Monday, Jun. 09, 1997

CISCO GUARDS THE GATES

By JOSHUA COOPER RAMO

There's not much glamour in the Internet router business. The VCR-size boxes that weave computers into networks belong to the realm of techies. Late at night, when corporations sleep, "geek squads"--the human infrastructure of the information age--stuff routers into closets, under desks or anywhere out of sight. It is not a business that produces headlines.

It does, however, produce stock market rockets. Networking stocks have helped push the tech-laden nasdaq exchange to new highs, and Cisco Systems--a networker whose stock has risen more than 12,000% in the past seven years--is the Apollo of the group. Fund managers trip over themselves to predict how high Cisco stock, which closed last week at $67, will be come Thanksgiving (consensus: $85). In the past six weeks the stock is up 50%. Analysts flock to industry conventions to predict a glowing future.

CEO John Chambers, 46, attracts more groupies at trade shows than the Spice Girls on a London street. Says fund manager James Cramer: "Other than Andy Grove, the guys who manage Microsoft and maybe Lou Gerstner, there's no better management than Chambers and Cisco. In any industry." Cisco recently unveiled its latest eye-popping numbers--52% sales growth with gross margins reaching 65%. And the company pulled this off during a wrenching product transition.

Just as Microsoft and Intel achieved exponential growth by riding the revolution that put a computer on millions of desktops, Cisco hopes to dominate the business of connecting those PCs. Cisco's routers and switches, which sort packets of information as they fly through the ether, are the guts of the Net.
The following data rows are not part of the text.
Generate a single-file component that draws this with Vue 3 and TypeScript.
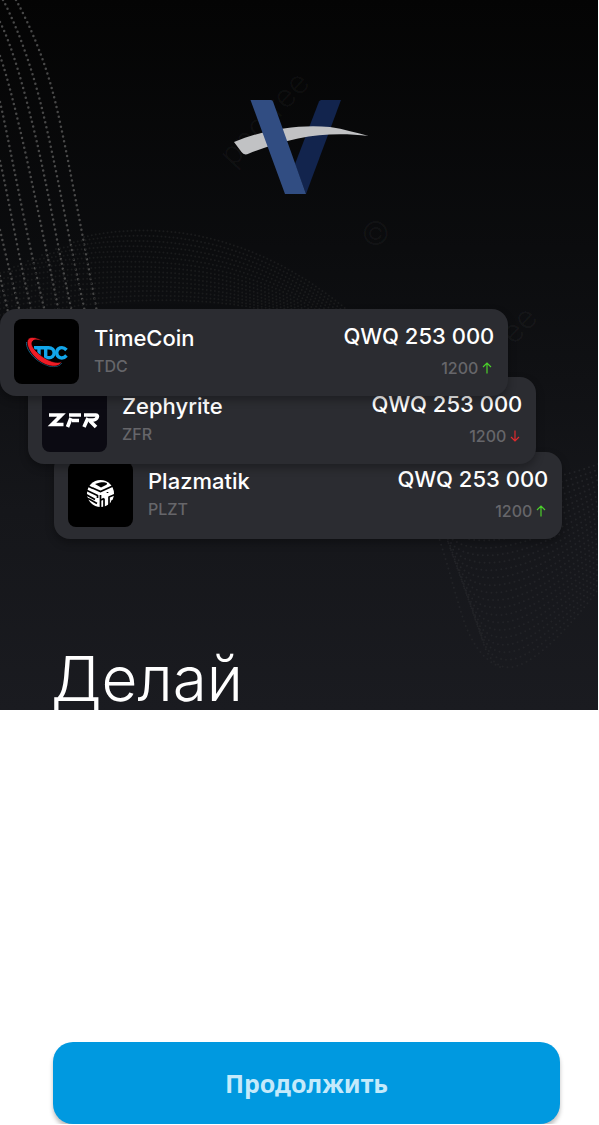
<script setup lang="ts">
interface Coin {
  id: string
  name: string
  ticker: string
  balance: string
  rate: string
  rising: boolean
}

const coins: Coin[] = [
  { id: 'tdc', name: 'TimeCoin', ticker: 'TDC', balance: 'QWQ 253 000', rate: '1200', rising: true },
  { id: 'zfr', name: 'Zephyrite', ticker: 'ZFR', balance: 'QWQ 253 000', rate: '1200', rising: false },
  { id: 'plzt', name: 'Plazmatik', ticker: 'PLZT', balance: 'QWQ 253 000', rate: '1200', rising: true },
]

// Bright dotted strands in the upper left corner
const strands: string[] = [
  'M16 0C31 27 45 62 53 93C65 138 84 245 97 312',
  'M3 0C20 32 34 75 43 113C56 165 71 250 85 312',
  'M0 22C13 48 24 90 32 122C47 181 59 255 72 312',
  'M0 56C15 98 36 200 59 312',
  'M0 102C9 140 24 225 45 312',
  'M0 161C9 200 20 265 32 312',
  'M0 230C7 260 13 285 20 312',
  'M0 276L8 312',
]

// Faint arches behind the first card
const arches: string[] = Array.from({ length: 15 }, (_, i) => {
  const start = Math.max(0, 84 - i * 14)
  return `M${start} ${237 + i * 6}C${150 - i * 3} ${222 + i * 5} ${250 - i * 2} ${227 + i * 5} ${352 - i * 5} 314`
})

// Hanging net in the lower right corner
const hammocks: string[] = Array.from({ length: 25 }, (_, i) => {
  const t = i / 24
  const x = 422 + 58 * t
  return `M${x} ${470 + 160 * t}C${x + 12} ${500 + 190 * t} 530 ${490 + 190 * t} 604 ${462 + 120 * t}`
})
</script>

<template>
  <main class="page">
    <section class="hero">
      <svg class="backdrop" viewBox="0 0 598 710" preserveAspectRatio="xMinYMin slice" aria-hidden="true">
        <g class="strands"><path v-for="(d, i) in strands" :key="i" :d="d" /></g>
        <g class="arches"><path v-for="(d, i) in arches" :key="i" :d="d" /></g>
        <g class="hammocks">
          <path v-for="(d, i) in hammocks" :key="i" :d="d" />
          <path d="M438 535C448 565 454 590 462 615C470 642 484 662 503 668" />
        </g>
        <g class="mark">
          <text transform="translate(233 168) rotate(-47)">pngtree</text>
          <text x="361" y="245">©</text>
          <text transform="translate(514 346) rotate(-47)">ee</text>
        </g>
      </svg>

      <svg class="brand" viewBox="0 0 136 96" role="img" aria-label="V">
        <path fill="#12244d" d="M86 1.500Q86.700 0 88.300 0H108L73 94L62 64Z" />
        <path fill="#c1c2c4" d="M1 42C32 29 68 24 97 27C111 29 124 33 135.500 36C96 31 59 36 16 53.500Q11 56 8.500 52Z" />
        <path fill="#314d82" d="M17.500 0H38Q39.500 0 40.200 2L73 94H52Z" />
      </svg>

      <ul class="coins">
        <li v-for="coin in coins" :key="coin.id" class="coin" :class="coin.id">
          <svg v-if="coin.id === 'tdc'" class="tile" viewBox="0 0 65 65" aria-hidden="true">
            <rect width="65" height="65" fill="#000" />
            <g fill="none" stroke="#12a5ea" stroke-width="3.400">
              <path d="M20 28.700H31M25 28.700V40.500" />
              <path d="M31.700 28.700H34.500C42 28.700 42 38.800 34.500 38.800H31.700Z" />
              <path d="M52.500 31C48.500 26.500 42.700 29 42.700 33.800S48.500 41 52.500 36.500" />
            </g>
            <path fill="none" stroke="#126b91" stroke-width="1" d="M12.500 23C12 32 22 43 35 47C41 48.500 46 47 47.500 44" />
            <path fill="#ee1c25" stroke="#000" stroke-width=".6" d="M31 23C21 19 17 21 18 26C21 35 40 47 47.500 42.500C46 49 34 49 24 41C13 32 10 20 17 18.500C21 18 26 20 31 23Z" />
          </svg>
          <svg v-else-if="coin.id === 'zfr'" class="tile" viewBox="0 0 65 65" aria-hidden="true">
            <rect width="65" height="65" fill="#0b0a12" />
            <g fill="none" stroke="#fff" stroke-width="3.600">
              <path d="M7 28H19.500L10 37.500H21.500" />
              <path d="M27 28H39M30 33.500H37M29 31L25.500 40" />
              <path d="M42 28H54C57 28 55 33 51 33H44M46 31L42 40M48 34L54 40" />
            </g>
          </svg>
          <svg v-else class="tile" viewBox="0 0 65 65" aria-hidden="true">
            <rect width="65" height="65" fill="#000" />
            <circle cx="32.500" cy="31.500" r="13.500" fill="#fff" />
            <g fill="none" stroke="#000" stroke-width="1.700">
              <path d="M18 23L25 26.500M32.500 33V46" />
              <path d="M24.500 26L32.500 29.500L47 23" />
              <path d="M18 28L29.500 33.500V36M18 32.500L27 37.500M18 36L22 37.500L29 41.500" />
              <path d="M36 46V36.500M39.500 30V31M41 46V34.500M36 36.500L33 38M41 35L47 32.500M43 39.500L47 38" />
            </g>
            <path fill="#000" d="M27 22L32 20.500C37 19.500 41 21 38 23L33 25.500Z" />
          </svg>
          <div class="title">
            <h2>{{ coin.name }}</h2>
            <p>{{ coin.ticker }}</p>
          </div>
          <div class="value">
            <strong>{{ coin.balance }}</strong>
            <p>
              {{ coin.rate }}
              <svg class="arrow" :class="{ falling: !coin.rising }" viewBox="0 0 10 12" aria-hidden="true">
                <path d="M5 11.500V1M1 5L5 1L9 5" />
              </svg>
            </p>
          </div>
        </li>
      </ul>

      <h1>Делай</h1>
    </section>

    <footer class="actions">
      <button type="button">Продолжить</button>
    </footer>
  </main>
</template>

<style>
body {
  margin: 0;
  background: #fff;
}
</style>

<style scoped>
.page {
  display: flex;
  flex-direction: column;
  min-height: 100vh;
  font-family: Inter, "Noto Sans", sans-serif;
}

.hero {
  position: relative;
  display: flex;
  flex-direction: column;
  margin-right: 1px;
  padding-top: 100px;
  overflow: hidden;
  background: linear-gradient(180deg, #040404 0%, #0b0c0e 35%, #15161a 72%, #1a1b20 100%);
}

.backdrop {
  position: absolute;
  inset: 0;
  width: 100%;
  height: 100%;
}

.backdrop path {
  fill: none;
  stroke-linecap: round;
}

.strands {
  stroke: #484848;
  stroke-width: 2.500;
  stroke-dasharray: 0 5;
}

.arches {
  stroke: #1a1b1c;
  stroke-width: 2;
  stroke-dasharray: 0 4;
}

.hammocks {
  stroke: #222327;
  stroke-width: 2;
  stroke-dasharray: 0 5;
}

.mark {
  fill: rgba(255, 255, 255, 0.04);
  font-size: 32px;
  font-weight: 300;
}

.brand {
  position: relative;
  align-self: center;
  width: 136px;
  height: 96px;
  margin-left: 4px;
}

.coins {
  position: relative;
  margin: 113px 0 0;
  padding: 0;
  list-style: none;
}

.coin {
  position: relative;
  display: flex;
  box-sizing: border-box;
  width: 85%;
  height: 87px;
  padding: 10px 14px 12px;
  gap: 15px;
  border-radius: 16px;
  background: #2b2c31;
  box-shadow: 0 4px 8px rgba(0, 0, 0, 0.3);
  color: #fff;
}

.tdc {
  z-index: 3;
}

.zfr {
  z-index: 2;
  margin: -19px 0 0 28px;
}

.plzt {
  z-index: 1;
  margin: -12px 0 0 54px;
}

.tile {
  flex: none;
  width: 65px;
  height: 65px;
  border-radius: 8px;
}

.title {
  flex: 1;
  padding-top: 5px;
}

.value {
  padding-top: 3px;
  text-align: right;
}

.coin h2,
.coin strong {
  display: block;
  margin: 0;
  font-size: 22px;
  font-weight: 500;
  line-height: 28px;
}

.coin p {
  margin: 0;
  color: #66666a;
  font-size: 16px;
  font-weight: 500;
  line-height: 28px;
}

.value p {
  display: flex;
  align-items: center;
  justify-content: flex-end;
  gap: 4px;
  padding: 4px 2px 0 0;
}

.arrow {
  width: 10px;
  height: 12px;
  fill: none;
  stroke: #4bd12b;
  stroke-width: 1.200;
}

.falling {
  stroke: #df2a2e;
  transform: rotate(180deg);
}

h1 {
  position: relative;
  height: 62px;
  margin: 109px 0 0 51px;
  color: #fff;
  font-size: 62px;
  font-weight: 300;
  line-height: 62px;
}

.actions {
  display: flex;
  margin: auto 0 1px;
  padding: 0 39px 0 53px;
  overflow: hidden;
}

button {
  flex: 1;
  height: 82px;
  border: 0;
  border-radius: 20px;
  background: #0099e0;
  box-shadow: 0 4px 4px rgba(0, 0, 0, 0.25);
  color: #c4eafb;
  font-family: "Noto Sans", sans-serif;
  font-size: 25px;
  font-weight: 700;
}
</style>
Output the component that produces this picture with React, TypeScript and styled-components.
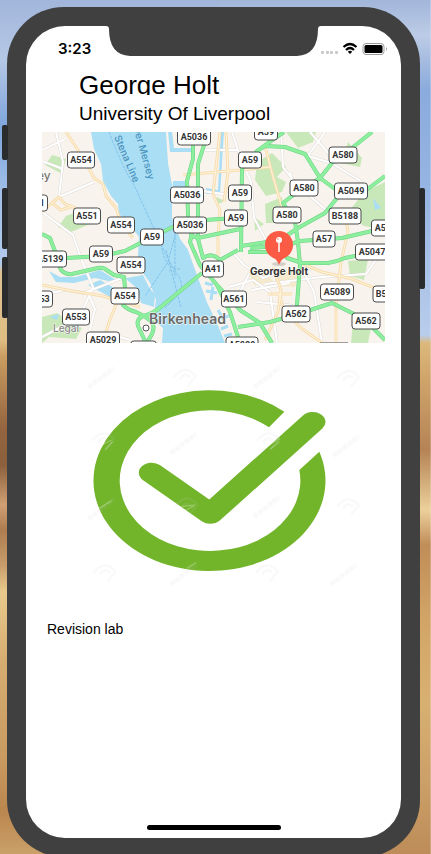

If you send E-mail from Tokyo to Buenos Aires, odds are it will pass a Cisco router. With close to 70% market share, Cisco owns the horses of the fastest-growing Pony Express in history.

For all its late promise, the firm was born into rather humble circumstances, the brainchild of husband and wife Stanford academics Leonard Bosack and Sandy Lerner, who were merely trying to exchange notes across the university's computer network. While Stanford's mainframes could crush even the most recalcitrant differential equations, they couldn't pass messages. The mainframes spoke a different language from the desktops at the library, and so on. The solution: a wire-stuffed box that performed a kind of simultaneous translation, enabling IBM machines to talk to Digital machines, wife to send grocery list to husband. By 1990, as the first hints of the Internet emerged, the company went public. The founding couple left, while Cisco began its sprint to stardom.

The credit for that record-setting pace goes to Chambers, an energetic West Virginian with a Kalishnikov for a mouth who plays only doubles when he takes to the tennis court, an extension of his desire to make Cisco into a team. Chambers is relentlessly customer focused and prodigiously paranoid. When Cisco loses a big order, Chambers rings the buying CEO to ask how he could improve.

Chambers learned those lessons at IBM and Wang Laboratories, successful companies that staggered under the pressure of growth. At Wang he had to fire 4,000 employees. It left a mark. "Everyone makes the same mistakes," he says. "They get too far from customers and too arrogant."

To avoid that trap, Chambers spends time with his salesmen and scientists. "I think the leader is the lead dog on the dogsled," he explains. "Not the guy on the back with the whip." The approach has bred intense loyalty. Most Cisco managers could leave and get 50% pay raises at the competition. They stay. Says Cramer: "I've never seen a group of people worship a guy like that. They'd walk through fire for him."

They may soon get the chance. Cisco's explosive numbers have not only impressed Wall Street but have also attracted potential rivals. Two of Cisco's biggest challengers--3Com and USRobotics--earlier this spring announced plans to merge. Chambers thinks he can outflank the competition by partnering with giants like Microsoft and offering customers one-stop shopping. In the past 18 months he has acquired nearly a dozen networking firms. Nonetheless, he remains paranoid: "Our biggest competitor two years ago was 20% bigger than us. Today we're 300% bigger than them. Anyone who thinks that can't happen to them is wrong." If the stock market is any indication, no one thinks it will happen to Cisco anytime soon.